What I heard was two things: our Superintendent and school leadership council saying: we have bigger fish to fry. Freshmen sports are important, but they’re not a priority. Textbooks are a priority. Elective courses are a priority. Professional development is a priority, building maintenance is a priority, but money for those things is gone — lost with the override. And those changes have already happened: the teachers were fired, the librarian was fired, the library aids and curriculum directors were fired. We’re sorry you’re not happy about the sports piece, but its done.
“There’s something that’s happen to every student’s experience by not having curriculum directors in every critical area,” Superintendent Entwistle said, focusing on just one aspect of the cuts that were made after the failed override vote. “We don’t have a curriculum director in science, in social studies, in foreign language. It won’t be as obvious as not seeing the Freshmen field hockey team on the field, but there’s something that’s happening to every single kid’s opportunity by not having those curriculum directors in place. But we don’t. They were part of the override budget and those things were decommissioned, as was freshmen sports. So were elementary librarians. They’re gone.”
What else is gone? Library and academic support at Belmont High, MCAS support – both gone. Guidance: cut from critically understaffed to what is basically token staffing. The list keeps going…
“If you gave me $45,000 would it go for Freshmen sports? No,” Entwistle said.
What parents were saying is: our bodies in this room and the folks who have pledged their money to this show you that this program matters a lot to us.
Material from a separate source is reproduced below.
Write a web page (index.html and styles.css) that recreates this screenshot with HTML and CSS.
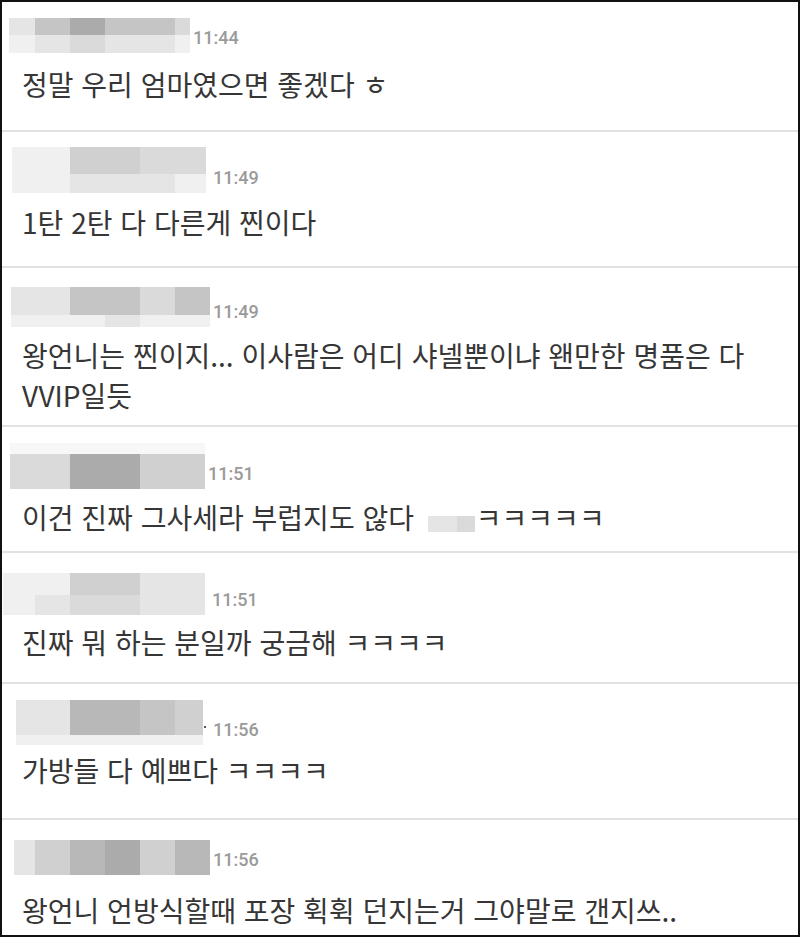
FILE: index.html
```html
<!DOCTYPE html>
<html lang="ko">
<head>
  <meta charset="UTF-8" />
  <meta name="viewport" content="width=device-width, initial-scale=1.0" />
  <title>댓글</title>
  <link rel="stylesheet" href="styles.css">
</head>
<body>
  <main class="comments">

    <div class="comment c1">
      <div class="meta">
        <div class="nick n1">
          <i class="s2"></i><i class="s5"></i><i class="s7"></i><i class="s5"></i><i class="s5"></i><i class="s3"></i>
          <i class="s1"></i><i class="s2"></i><i class="s3"></i><i class="s2"></i><i class="s2"></i><i class="s1"></i>
        </div>
        <span class="time">11:44</span>
      </div>
      <p class="body">정말 우리 엄마였으면 좋겠다 ㅎ</p>
    </div>

    <div class="comment c2">
      <div class="meta">
        <div class="nick n2">
          <i class="s1"></i><i class="s1"></i><i class="s4"></i><i class="s4"></i><i class="s3"></i><i class="s3"></i>
          <i class="s1"></i><i class="s1"></i><i class="s2"></i><i class="s2"></i><i class="s2"></i><i class="s1"></i>
        </div>
        <span class="time">11:49</span>
      </div>
      <p class="body">1탄 2탄 다 다른게 찐이다</p>
    </div>

    <div class="comment c3">
      <div class="meta">
        <div class="nick n3">
          <i class="s2"></i><i class="s2"></i><i class="s5"></i><i class="s5"></i><i class="s3"></i><i class="s5"></i>
          <i class="s1"></i><i class="s1"></i><i class="s1"></i><i class="s2"></i><i class="s1"></i><i class="s1"></i>
        </div>
        <span class="time">11:49</span>
      </div>
      <p class="body">왕언니는 찐이지... 이사람은 어디 샤넬뿐이냐 왠만한 명품은 다 VVIP일듯</p>
    </div>

    <div class="comment c4">
      <div class="meta">
        <div class="nick n4">
          <i class="s0"></i><i class="s0"></i><i class="s0"></i>
          <i class="s3"></i><i class="s7"></i><i class="s4"></i>
        </div>
        <span class="time">11:51</span>
      </div>
      <p class="body">이건 진짜 그사세라 부럽지도 않다 <span class="blot"><i class="s2"></i><i class="s3"></i></span>ㅋㅋㅋㅋㅋ</p>
    </div>

    <div class="comment c5">
      <div class="meta">
        <div class="nick n5">
          <i class="s1"></i><i class="s1"></i><i class="s4"></i><i class="s4"></i><i class="s2"></i>
          <i class="s1"></i><i class="s2"></i><i class="s3"></i><i class="s3"></i><i class="s2"></i>
        </div>
        <span class="time">11:51</span>
      </div>
      <p class="body">진짜 뭐 하는 분일까 궁금해 ㅋㅋㅋㅋ</p>
    </div>

    <div class="comment c6">
      <div class="meta">
        <div class="nick n6">
          <i class="s2"></i><i class="s2"></i><i class="s6"></i><i class="s5"></i><i class="s4"></i>
          <i class="s1"></i><i class="s1"></i><i class="s1"></i><i class="s1"></i><i class="s1"></i>
        </div>
        <span class="dot"></span>
        <span class="time">11:56</span>
      </div>
      <p class="body">가방들 다 예쁘다 ㅋㅋㅋㅋ</p>
    </div>

    <div class="comment c7">
      <div class="meta">
        <div class="nick n7">
          <i class="s2"></i><i class="s4"></i><i class="s6"></i><i class="s7"></i><i class="s4"></i><i class="s6"></i>
        </div>
        <span class="time">11:56</span>
      </div>
      <p class="body">왕언니 언방식할때 포장 휙휙 던지는거 그야말로 갠지쓰..</p>
    </div>

  </main>
</body>
</html>
```

FILE: styles.css
```css
body {
  margin: 0;
  background-color: #fff;
  color: #333;
  font-family: 'Noto Sans CJK KR', 'Noto Sans', sans-serif;
}
.comments {
  box-sizing: border-box;
  height: 937px;
  border: 2px solid #111;
  overflow: hidden;
}
.comment {
  border-bottom: 2px solid #e2e2e2;
}
.comment:last-child {
  border-bottom: none;
}
.meta {
  display: flex;
  align-items: flex-end;
}
.nick {
  display: grid;
}
.nick i,
.blot i {
  display: block;
}
.time {
  font-family: 'Roboto', sans-serif;
  font-size: 18px;
  font-weight: 500;
  line-height: 18px;
  color: #9a9a9a;
  margin: 0 0 6px 3px;
}
.dot {
  width: 2px;
  height: 2px;
  background: #555;
  margin: 0 0 17px 1px;
}
.body {
  margin: 0;
  padding: 0 20px;
  font-size: 28px;
  line-height: 40px;
  color: #363636;
  word-break: keep-all;
}
.blot {
  display: inline-flex;
  height: 16px;
  margin-left: 6px;
  margin-right: 1px;
  vertical-align: -3px;
}
.blot i:first-child { width: 29px; }
.blot i:last-child { width: 18px; }

/* pixelated name shades */
.s0 { background: #f7f7f7; }
.s1 { background: #f0f0f0; }
.s2 { background: #e5e5e5; }
.s3 { background: #dadada; }
.s4 { background: #d0d0d0; }
.s5 { background: #c5c5c5; }
.s6 { background: #b8b8b8; }
.s7 { background: #ababab; }

/* per-comment spacing, taken from the capture */
.c1 { padding: 16px 0 26px; }
.c1 .nick { margin-left: 7px; grid-template-columns: 26px 35px 35px 35px 35px 15px; grid-template-rows: 17px 18px; }
.c1 .body { margin-top: 11px; }

.c2 { padding: 15px 0 24px; }
.c2 .nick { margin-left: 10px; grid-template-columns: 23px 35px 35px 35px 35px 31px; grid-template-rows: 27px 19px; }
.c2 .time { margin-left: 7px; }
.c2 .body { margin-top: 9px; }

.c3 { padding: 19px 0 10px; }
.c3 .nick { margin-left: 9px; grid-template-columns: 24px 35px 35px 35px 35px 35px; grid-template-rows: 28px 12px; }
.c3 .body { margin-top: 8px; }

.c4 { padding: 16px 0 14px; }
.c4 .nick { margin-left: 8px; grid-template-columns: 60px 70px 65px; grid-template-rows: 11px 35px; }
.c4 .body { margin-top: 8px; }

.c5 { padding: 20px 0 20px; }
.c5 .nick { margin-left: 1px; grid-template-columns: 32px 35px 35px 35px 65px; grid-template-rows: 22px 20px; }
.c5 .time { margin-left: 7px; }
.c5 .body { margin-top: 7px; }

.c6 { padding: 16px 0 28px; }
.c6 .nick { margin-left: 14px; grid-template-columns: 19px 35px 70px 35px 28px; grid-template-rows: 35px 10px; }
.c6 .time { margin-left: 7px; }
.c6 .body { margin-top: 5px; }

.c7 { padding: 20px 0 0; }
.c7 .nick { margin-left: 12px; grid-template-columns: 21px 35px 35px 35px 35px 35px; grid-template-rows: 35px; }
.c7 .body { margin-top: 15px; }
```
This isn’t the way we’d like to fund it, but its better than not offering the sports at all.
There were also some territorial and policy issues. Supporters point out that the school department accepts private donations for lots of things, whether that is from the Foundation for Belmont Education, the PTAs or POMs (Parents of Music Students). What’s the big deal with accepting more private funds for Freshmen sports? More than one School Committee member voiced concern about having the year long deliberative process that produced the school department budget upset by a small group of community members who – in essence – wanted to force their hand by directing earmarked funds to restore a beloved program. There was concern about the burden on school administrators like Athletics Director Jim Davis who must now coordinate with a private fundraising effort and managing the flow of donated funds and track those dollars once they’re in the system. There were concerns about the ability of organizers to raise the private funds both in the short term and going forward, once the light and heat over this cut dies down. There were questions about the equity of relying even more on fees when many families in town can’t afford to pay the (sky high) fees that are already in place.
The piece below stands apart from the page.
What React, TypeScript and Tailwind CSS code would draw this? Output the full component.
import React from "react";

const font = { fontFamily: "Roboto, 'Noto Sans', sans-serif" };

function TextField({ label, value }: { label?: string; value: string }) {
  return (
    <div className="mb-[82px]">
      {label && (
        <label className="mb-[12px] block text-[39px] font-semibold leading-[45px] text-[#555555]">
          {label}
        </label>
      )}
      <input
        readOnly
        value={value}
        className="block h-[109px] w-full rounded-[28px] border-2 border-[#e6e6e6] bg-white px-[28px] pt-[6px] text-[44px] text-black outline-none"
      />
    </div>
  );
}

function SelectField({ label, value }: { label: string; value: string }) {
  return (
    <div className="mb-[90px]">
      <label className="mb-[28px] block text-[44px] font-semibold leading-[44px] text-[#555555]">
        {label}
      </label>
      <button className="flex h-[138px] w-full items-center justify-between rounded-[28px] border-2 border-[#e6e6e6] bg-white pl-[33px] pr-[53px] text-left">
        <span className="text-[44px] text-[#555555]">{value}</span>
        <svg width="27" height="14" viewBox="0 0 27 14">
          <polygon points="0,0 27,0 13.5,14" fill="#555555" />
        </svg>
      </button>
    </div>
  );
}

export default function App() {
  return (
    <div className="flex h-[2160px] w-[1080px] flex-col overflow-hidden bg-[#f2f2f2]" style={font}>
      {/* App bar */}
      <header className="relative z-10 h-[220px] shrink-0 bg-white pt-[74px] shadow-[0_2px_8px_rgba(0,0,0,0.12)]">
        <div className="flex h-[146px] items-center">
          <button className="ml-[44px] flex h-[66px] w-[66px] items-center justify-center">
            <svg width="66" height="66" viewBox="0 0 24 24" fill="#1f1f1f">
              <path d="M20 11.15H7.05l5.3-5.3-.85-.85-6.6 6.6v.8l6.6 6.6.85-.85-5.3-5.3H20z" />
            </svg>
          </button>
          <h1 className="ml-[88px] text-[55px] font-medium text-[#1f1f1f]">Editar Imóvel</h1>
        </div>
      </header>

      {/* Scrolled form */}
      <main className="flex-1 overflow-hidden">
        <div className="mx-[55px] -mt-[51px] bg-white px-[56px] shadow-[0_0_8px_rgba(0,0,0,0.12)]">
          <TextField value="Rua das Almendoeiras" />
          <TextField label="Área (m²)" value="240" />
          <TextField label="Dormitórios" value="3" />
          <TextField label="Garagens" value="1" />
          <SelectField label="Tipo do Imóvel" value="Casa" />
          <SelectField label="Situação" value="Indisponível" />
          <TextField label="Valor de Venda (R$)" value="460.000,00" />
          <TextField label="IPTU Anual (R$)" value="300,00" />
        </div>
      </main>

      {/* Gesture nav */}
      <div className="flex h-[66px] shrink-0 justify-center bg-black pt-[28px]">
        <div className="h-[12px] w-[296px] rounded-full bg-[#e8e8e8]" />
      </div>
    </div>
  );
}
Community members seemed both perplexed by the technicalities of the School Department’s budget, which totals $39 million and involves sundry revolving accounts and earmarks. Perplexed, also, by the reluctance of the Committee to accept private donations, and downright angry about the fact that the burden would be felt by rank and file students who want to play sports, but don’t have the skills to make the Varsity or Junior Varsity teams. Incoming freshmen spoke in favor of freshmen sports – spoke about the difficulty of making JV or Varsity teams. Older students talked about the importance of freshmen athletics to getting them interested in playing at a higher level.
It went back and forth like that for…well…hours, with a number of tersely worded motions put forward (all by SC member Dan Scharfman) and failing to pass an evenly divided Committee who, while supporting the idea of private support for school athletics, were nervous about the targeted and slap dash nature of the specific proposal at hand and in favor of a broader proposal that opened the door to private fundraising, in general for athletics. Town Meeting member and local institution Joe White spoke passionately about the need to give average kids a chance to play sports – going so far as to promise a blank check to fund the Freshmen athletics program for the fall.
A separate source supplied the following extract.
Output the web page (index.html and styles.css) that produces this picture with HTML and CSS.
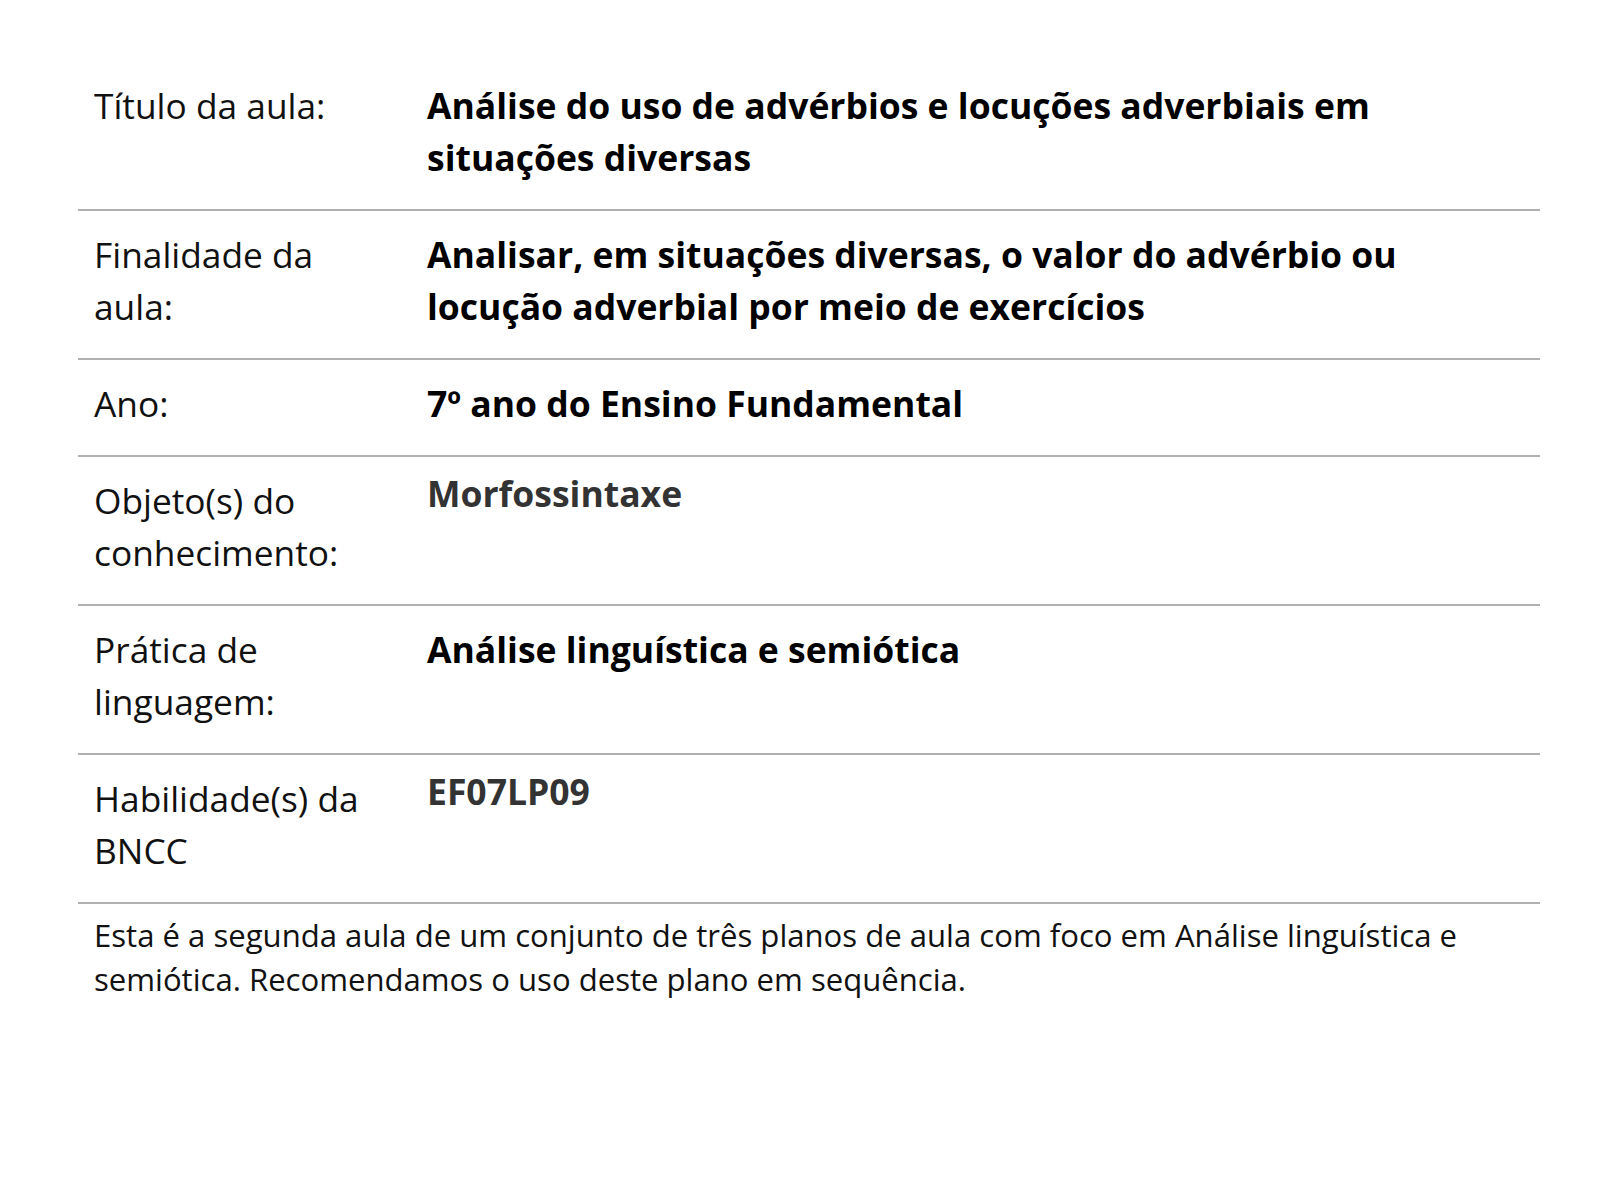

In the end, the Committee voted unanimously for a vaguely worded motion that opened the door to allow private fundraising for sports, but fell short of earmarking the funds for Freshmen sports. Athletic Director Jim Davis will ultimately be the Decider, as G.W. Bush famously said. This all with provisos about the need to have cash in hand by August 1st to give Mr. Davis and at set dates thereafter (November 1 for Winter session and February 1 for Spring session). The burden now will shift to Freshmen sports’ backers to make good on their promises. No doubt the money will be in hand for the fall, but the burden of drumming up tens of thousands of dollars in private funding three times a year will, I expect, be daunting – but we’ll see. There’s already a tremendous amount of direct, private funding of Belmont’s education system, whether it is through the PTA or POMS or FBE. The Freshmen sports people will have to move about a crowded landscape with those groups – or find a way to piggy back on them. I wish them luck.
As for myself, I stand with Mrs. Amanda Greene, a town member and mother of an incoming freshmen and current BHS Junior who said, in essence, that “this is no way to run a School District.” Belmont is falling into a dangerous pattern of behavior in which disengaged voters get irritated by the outcome of issues they haven’t paid attention to, then use their clout to pressure officials to make it right – somehow, anyhow. Athletics are important, but so are music, art and theater. If they’re important, then they’re worth the public paying for and making available to everybody.